[Interface markup and scripts]

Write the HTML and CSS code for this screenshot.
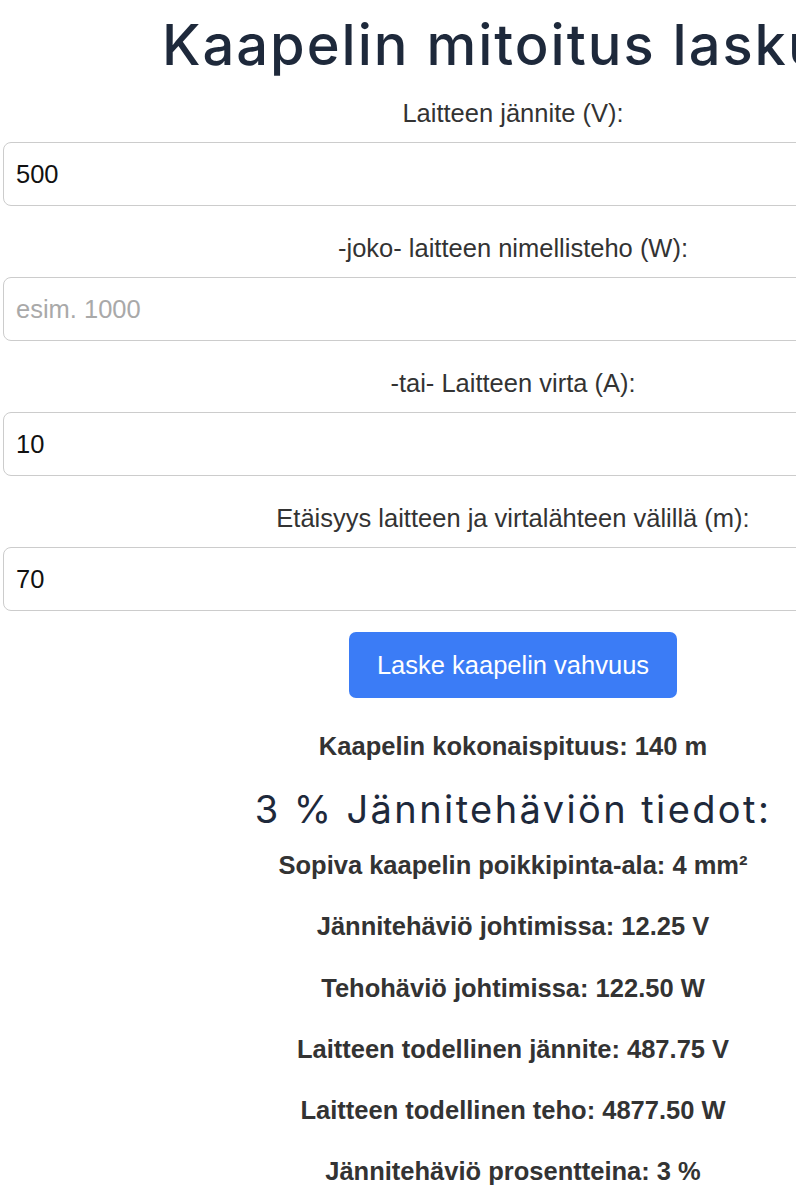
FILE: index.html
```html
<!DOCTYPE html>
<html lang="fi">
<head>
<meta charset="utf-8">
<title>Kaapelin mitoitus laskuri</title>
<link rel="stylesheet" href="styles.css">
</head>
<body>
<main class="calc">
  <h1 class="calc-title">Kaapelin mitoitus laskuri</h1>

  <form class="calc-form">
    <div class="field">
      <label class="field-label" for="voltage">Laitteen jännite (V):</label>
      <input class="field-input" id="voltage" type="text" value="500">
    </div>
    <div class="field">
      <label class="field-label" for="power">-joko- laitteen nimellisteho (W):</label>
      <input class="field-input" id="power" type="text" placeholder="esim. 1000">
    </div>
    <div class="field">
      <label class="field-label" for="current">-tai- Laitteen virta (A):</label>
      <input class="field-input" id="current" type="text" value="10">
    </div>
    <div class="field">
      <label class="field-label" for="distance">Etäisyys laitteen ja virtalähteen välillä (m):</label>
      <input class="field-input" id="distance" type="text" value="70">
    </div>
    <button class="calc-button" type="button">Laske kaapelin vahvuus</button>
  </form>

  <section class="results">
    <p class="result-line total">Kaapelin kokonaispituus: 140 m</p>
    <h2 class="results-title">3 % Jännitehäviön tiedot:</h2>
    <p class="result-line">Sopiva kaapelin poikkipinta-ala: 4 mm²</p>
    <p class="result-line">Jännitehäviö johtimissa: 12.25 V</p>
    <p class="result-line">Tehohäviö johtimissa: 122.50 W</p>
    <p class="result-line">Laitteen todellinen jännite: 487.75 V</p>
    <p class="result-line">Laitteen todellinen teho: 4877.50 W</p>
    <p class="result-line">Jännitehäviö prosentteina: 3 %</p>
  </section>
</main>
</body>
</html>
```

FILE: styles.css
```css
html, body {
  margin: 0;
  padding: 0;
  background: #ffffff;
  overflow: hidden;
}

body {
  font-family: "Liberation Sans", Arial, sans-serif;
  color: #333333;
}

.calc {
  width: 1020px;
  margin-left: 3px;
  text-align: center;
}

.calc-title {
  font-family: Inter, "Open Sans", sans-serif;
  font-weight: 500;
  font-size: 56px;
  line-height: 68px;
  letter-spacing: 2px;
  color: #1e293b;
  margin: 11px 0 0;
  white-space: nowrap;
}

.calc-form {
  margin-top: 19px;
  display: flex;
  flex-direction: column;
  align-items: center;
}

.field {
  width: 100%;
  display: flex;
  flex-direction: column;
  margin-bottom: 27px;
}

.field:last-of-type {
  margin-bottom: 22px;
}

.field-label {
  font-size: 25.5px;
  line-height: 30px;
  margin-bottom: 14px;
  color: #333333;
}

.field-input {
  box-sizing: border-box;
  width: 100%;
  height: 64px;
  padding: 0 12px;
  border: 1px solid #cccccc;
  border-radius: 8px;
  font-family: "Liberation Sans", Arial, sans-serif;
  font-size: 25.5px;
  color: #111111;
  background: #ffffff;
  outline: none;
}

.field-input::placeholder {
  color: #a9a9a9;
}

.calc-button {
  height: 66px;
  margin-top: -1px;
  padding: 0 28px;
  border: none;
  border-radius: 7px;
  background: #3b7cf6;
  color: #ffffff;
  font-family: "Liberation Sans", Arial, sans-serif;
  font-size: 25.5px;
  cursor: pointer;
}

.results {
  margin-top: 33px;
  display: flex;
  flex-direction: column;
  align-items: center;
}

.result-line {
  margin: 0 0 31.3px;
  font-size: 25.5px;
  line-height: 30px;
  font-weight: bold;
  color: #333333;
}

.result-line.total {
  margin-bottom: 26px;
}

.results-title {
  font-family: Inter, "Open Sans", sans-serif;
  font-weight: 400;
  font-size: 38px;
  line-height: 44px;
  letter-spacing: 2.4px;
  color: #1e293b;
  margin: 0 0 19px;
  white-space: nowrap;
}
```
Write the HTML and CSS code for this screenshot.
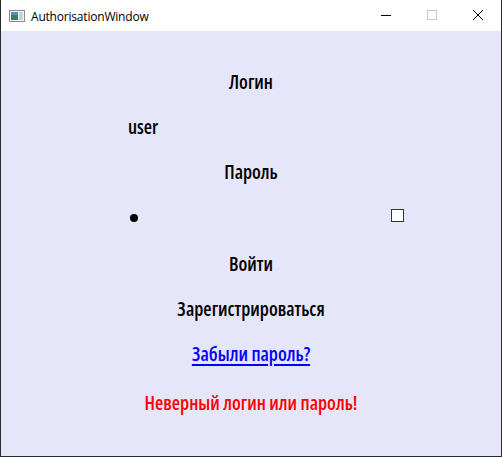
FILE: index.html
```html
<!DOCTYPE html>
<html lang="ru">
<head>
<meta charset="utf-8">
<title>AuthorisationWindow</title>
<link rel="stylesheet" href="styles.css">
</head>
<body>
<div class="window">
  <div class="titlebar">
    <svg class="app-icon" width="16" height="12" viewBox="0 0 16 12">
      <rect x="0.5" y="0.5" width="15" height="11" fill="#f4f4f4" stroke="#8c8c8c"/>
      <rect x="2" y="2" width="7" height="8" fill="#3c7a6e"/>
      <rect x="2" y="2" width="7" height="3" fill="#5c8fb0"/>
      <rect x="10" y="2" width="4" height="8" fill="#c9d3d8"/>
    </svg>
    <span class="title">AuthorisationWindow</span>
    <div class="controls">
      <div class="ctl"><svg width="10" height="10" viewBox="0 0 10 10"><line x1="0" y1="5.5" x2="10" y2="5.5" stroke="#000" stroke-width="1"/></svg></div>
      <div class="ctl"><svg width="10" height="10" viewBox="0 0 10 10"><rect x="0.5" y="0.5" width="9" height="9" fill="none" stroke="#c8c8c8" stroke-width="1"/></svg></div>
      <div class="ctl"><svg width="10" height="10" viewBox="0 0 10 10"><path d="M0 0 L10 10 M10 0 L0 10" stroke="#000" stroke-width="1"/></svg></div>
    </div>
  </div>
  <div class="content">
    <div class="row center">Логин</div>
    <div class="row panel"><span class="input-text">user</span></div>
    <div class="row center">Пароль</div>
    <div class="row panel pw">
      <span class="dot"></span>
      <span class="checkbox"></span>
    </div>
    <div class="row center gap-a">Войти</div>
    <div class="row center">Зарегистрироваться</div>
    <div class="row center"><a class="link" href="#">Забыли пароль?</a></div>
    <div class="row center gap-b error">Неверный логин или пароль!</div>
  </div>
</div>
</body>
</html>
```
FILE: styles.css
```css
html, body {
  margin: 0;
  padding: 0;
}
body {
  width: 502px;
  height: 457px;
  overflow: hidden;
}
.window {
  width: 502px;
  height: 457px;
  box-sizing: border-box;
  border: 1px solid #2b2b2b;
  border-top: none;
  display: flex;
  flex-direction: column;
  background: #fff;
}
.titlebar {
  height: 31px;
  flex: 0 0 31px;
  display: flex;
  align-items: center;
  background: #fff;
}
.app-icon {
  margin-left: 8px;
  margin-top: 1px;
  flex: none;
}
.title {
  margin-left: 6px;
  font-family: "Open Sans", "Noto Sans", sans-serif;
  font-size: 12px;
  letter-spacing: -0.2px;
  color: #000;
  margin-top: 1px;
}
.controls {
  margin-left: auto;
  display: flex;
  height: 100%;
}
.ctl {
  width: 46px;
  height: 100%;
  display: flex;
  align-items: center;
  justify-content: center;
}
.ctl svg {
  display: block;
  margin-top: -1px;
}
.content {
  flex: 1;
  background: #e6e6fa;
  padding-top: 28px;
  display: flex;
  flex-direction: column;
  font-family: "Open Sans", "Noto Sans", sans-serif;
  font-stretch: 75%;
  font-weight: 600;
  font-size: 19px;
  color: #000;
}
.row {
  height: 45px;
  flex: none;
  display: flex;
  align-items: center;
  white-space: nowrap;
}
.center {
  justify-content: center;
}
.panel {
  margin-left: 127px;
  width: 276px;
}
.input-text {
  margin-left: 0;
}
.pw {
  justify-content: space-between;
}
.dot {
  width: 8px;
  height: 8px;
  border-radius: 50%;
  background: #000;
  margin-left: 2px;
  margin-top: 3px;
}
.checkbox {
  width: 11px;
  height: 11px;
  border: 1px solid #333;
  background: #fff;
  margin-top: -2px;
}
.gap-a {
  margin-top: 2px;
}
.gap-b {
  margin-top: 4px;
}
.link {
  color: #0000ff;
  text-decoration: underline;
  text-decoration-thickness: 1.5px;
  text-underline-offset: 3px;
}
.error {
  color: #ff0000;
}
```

TASK OBJECTIVE:
All records must be output exactly as they are, except for the pictures, which are left out.

WRITTEN ANSWER:
Write the HTML and CSS code for this screenshot.
FILE: index.html
```html
<!DOCTYPE html>
<html lang="fi">
<head>
<meta charset="utf-8">
<title>Kaapelin mitoitus laskuri</title>
<link rel="stylesheet" href="styles.css">
</head>
<body>
<main class="calc">
  <h1 class="calc-title">Kaapelin mitoitus laskuri</h1>

  <form class="calc-form">
    <div class="field">
      <label class="field-label" for="voltage">Laitteen jännite (V):</label>
      <input class="field-input" id="voltage" type="text" value="500">
    </div>
    <div class="field">
      <label class="field-label" for="power">-joko- laitteen nimellisteho (W):</label>
      <input class="field-input" id="power" type="text" placeholder="esim. 1000">
    </div>
    <div class="field">
      <label class="field-label" for="current">-tai- Laitteen virta (A):</label>
      <input class="field-input" id="current" type="text" value="10">
    </div>
    <div class="field">
      <label class="field-label" for="distance">Etäisyys laitteen ja virtalähteen välillä (m):</label>
      <input class="field-input" id="distance" type="text" value="70">
    </div>
    <button class="calc-button" type="button">Laske kaapelin vahvuus</button>
  </form>

  <section class="results">
    <p class="result-line total">Kaapelin kokonaispituus: 140 m</p>
    <h2 class="results-title">3 % Jännitehäviön tiedot:</h2>
    <p class="result-line">Sopiva kaapelin poikkipinta-ala: 4 mm²</p>
    <p class="result-line">Jännitehäviö johtimissa: 12.25 V</p>
    <p class="result-line">Tehohäviö johtimissa: 122.50 W</p>
    <p class="result-line">Laitteen todellinen jännite: 487.75 V</p>
    <p class="result-line">Laitteen todellinen teho: 4877.50 W</p>
    <p class="result-line">Jännitehäviö prosentteina: 3 %</p>
  </section>
</main>
</body>
</html>
```

FILE: styles.css
```css
html, body {
  margin: 0;
  padding: 0;
  background: #ffffff;
  overflow: hidden;
}

body {
  font-family: "Liberation Sans", Arial, sans-serif;
  color: #333333;
}

.calc {
  width: 1020px;
  margin-left: 3px;
  text-align: center;
}

.calc-title {
  font-family: Inter, "Open Sans", sans-serif;
  font-weight: 500;
  font-size: 56px;
  line-height: 68px;
  letter-spacing: 2px;
  color: #1e293b;
  margin: 11px 0 0;
  white-space: nowrap;
}

.calc-form {
  margin-top: 19px;
  display: flex;
  flex-direction: column;
  align-items: center;
}

.field {
  width: 100%;
  display: flex;
  flex-direction: column;
  margin-bottom: 27px;
}

.field:last-of-type {
  margin-bottom: 22px;
}

.field-label {
  font-size: 25.5px;
  line-height: 30px;
  margin-bottom: 14px;
  color: #333333;
}

.field-input {
  box-sizing: border-box;
  width: 100%;
  height: 64px;
  padding: 0 12px;
  border: 1px solid #cccccc;
  border-radius: 8px;
  font-family: "Liberation Sans", Arial, sans-serif;
  font-size: 25.5px;
  color: #111111;
  background: #ffffff;
  outline: none;
}

.field-input::placeholder {
  color: #a9a9a9;
}

.calc-button {
  height: 66px;
  margin-top: -1px;
  padding: 0 28px;
  border: none;
  border-radius: 7px;
  background: #3b7cf6;
  color: #ffffff;
  font-family: "Liberation Sans", Arial, sans-serif;
  font-size: 25.5px;
  cursor: pointer;
}

.results {
  margin-top: 33px;
  display: flex;
  flex-direction: column;
  align-items: center;
}

.result-line {
  margin: 0 0 31.3px;
  font-size: 25.5px;
  line-height: 30px;
  font-weight: bold;
  color: #333333;
}

.result-line.total {
  margin-bottom: 26px;
}

.results-title {
  font-family: Inter, "Open Sans", sans-serif;
  font-weight: 400;
  font-size: 38px;
  line-height: 44px;
  letter-spacing: 2.4px;
  color: #1e293b;
  margin: 0 0 19px;
  white-space: nowrap;
}
```
Write the HTML and CSS code for this screenshot.
FILE: index.html
```html
<!DOCTYPE html>
<html lang="ru">
<head>
<meta charset="utf-8">
<title>AuthorisationWindow</title>
<link rel="stylesheet" href="styles.css">
</head>
<body>
<div class="window">
  <div class="titlebar">
    <svg class="app-icon" width="16" height="12" viewBox="0 0 16 12">
      <rect x="0.5" y="0.5" width="15" height="11" fill="#f4f4f4" stroke="#8c8c8c"/>
      <rect x="2" y="2" width="7" height="8" fill="#3c7a6e"/>
      <rect x="2" y="2" width="7" height="3" fill="#5c8fb0"/>
      <rect x="10" y="2" width="4" height="8" fill="#c9d3d8"/>
    </svg>
    <span class="title">AuthorisationWindow</span>
    <div class="controls">
      <div class="ctl"><svg width="10" height="10" viewBox="0 0 10 10"><line x1="0" y1="5.5" x2="10" y2="5.5" stroke="#000" stroke-width="1"/></svg></div>
      <div class="ctl"><svg width="10" height="10" viewBox="0 0 10 10"><rect x="0.5" y="0.5" width="9" height="9" fill="none" stroke="#c8c8c8" stroke-width="1"/></svg></div>
      <div class="ctl"><svg width="10" height="10" viewBox="0 0 10 10"><path d="M0 0 L10 10 M10 0 L0 10" stroke="#000" stroke-width="1"/></svg></div>
    </div>
  </div>
  <div class="content">
    <div class="row center">Логин</div>
    <div class="row panel"><span class="input-text">user</span></div>
    <div class="row center">Пароль</div>
    <div class="row panel pw">
      <span class="dot"></span>
      <span class="checkbox"></span>
    </div>
    <div class="row center gap-a">Войти</div>
    <div class="row center">Зарегистрироваться</div>
    <div class="row center"><a class="link" href="#">Забыли пароль?</a></div>
    <div class="row center gap-b error">Неверный логин или пароль!</div>
  </div>
</div>
</body>
</html>
```
FILE: styles.css
```css
html, body {
  margin: 0;
  padding: 0;
}
body {
  width: 502px;
  height: 457px;
  overflow: hidden;
}
.window {
  width: 502px;
  height: 457px;
  box-sizing: border-box;
  border: 1px solid #2b2b2b;
  border-top: none;
  display: flex;
  flex-direction: column;
  background: #fff;
}
.titlebar {
  height: 31px;
  flex: 0 0 31px;
  display: flex;
  align-items: center;
  background: #fff;
}
.app-icon {
  margin-left: 8px;
  margin-top: 1px;
  flex: none;
}
.title {
  margin-left: 6px;
  font-family: "Open Sans", "Noto Sans", sans-serif;
  font-size: 12px;
  letter-spacing: -0.2px;
  color: #000;
  margin-top: 1px;
}
.controls {
  margin-left: auto;
  display: flex;
  height: 100%;
}
.ctl {
  width: 46px;
  height: 100%;
  display: flex;
  align-items: center;
  justify-content: center;
}
.ctl svg {
  display: block;
  margin-top: -1px;
}
.content {
  flex: 1;
  background: #e6e6fa;
  padding-top: 28px;
  display: flex;
  flex-direction: column;
  font-family: "Open Sans", "Noto Sans", sans-serif;
  font-stretch: 75%;
  font-weight: 600;
  font-size: 19px;
  color: #000;
}
.row {
  height: 45px;
  flex: none;
  display: flex;
  align-items: center;
  white-space: nowrap;
}
.center {
  justify-content: center;
}
.panel {
  margin-left: 127px;
  width: 276px;
}
.input-text {
  margin-left: 0;
}
.pw {
  justify-content: space-between;
}
.dot {
  width: 8px;
  height: 8px;
  border-radius: 50%;
  background: #000;
  margin-left: 2px;
  margin-top: 3px;
}
.checkbox {
  width: 11px;
  height: 11px;
  border: 1px solid #333;
  background: #fff;
  margin-top: -2px;
}
.gap-a {
  margin-top: 2px;
}
.gap-b {
  margin-top: 4px;
}
.link {
  color: #0000ff;
  text-decoration: underline;
  text-decoration-thickness: 1.5px;
  text-underline-offset: 3px;
}
.error {
  color: #ff0000;
}
```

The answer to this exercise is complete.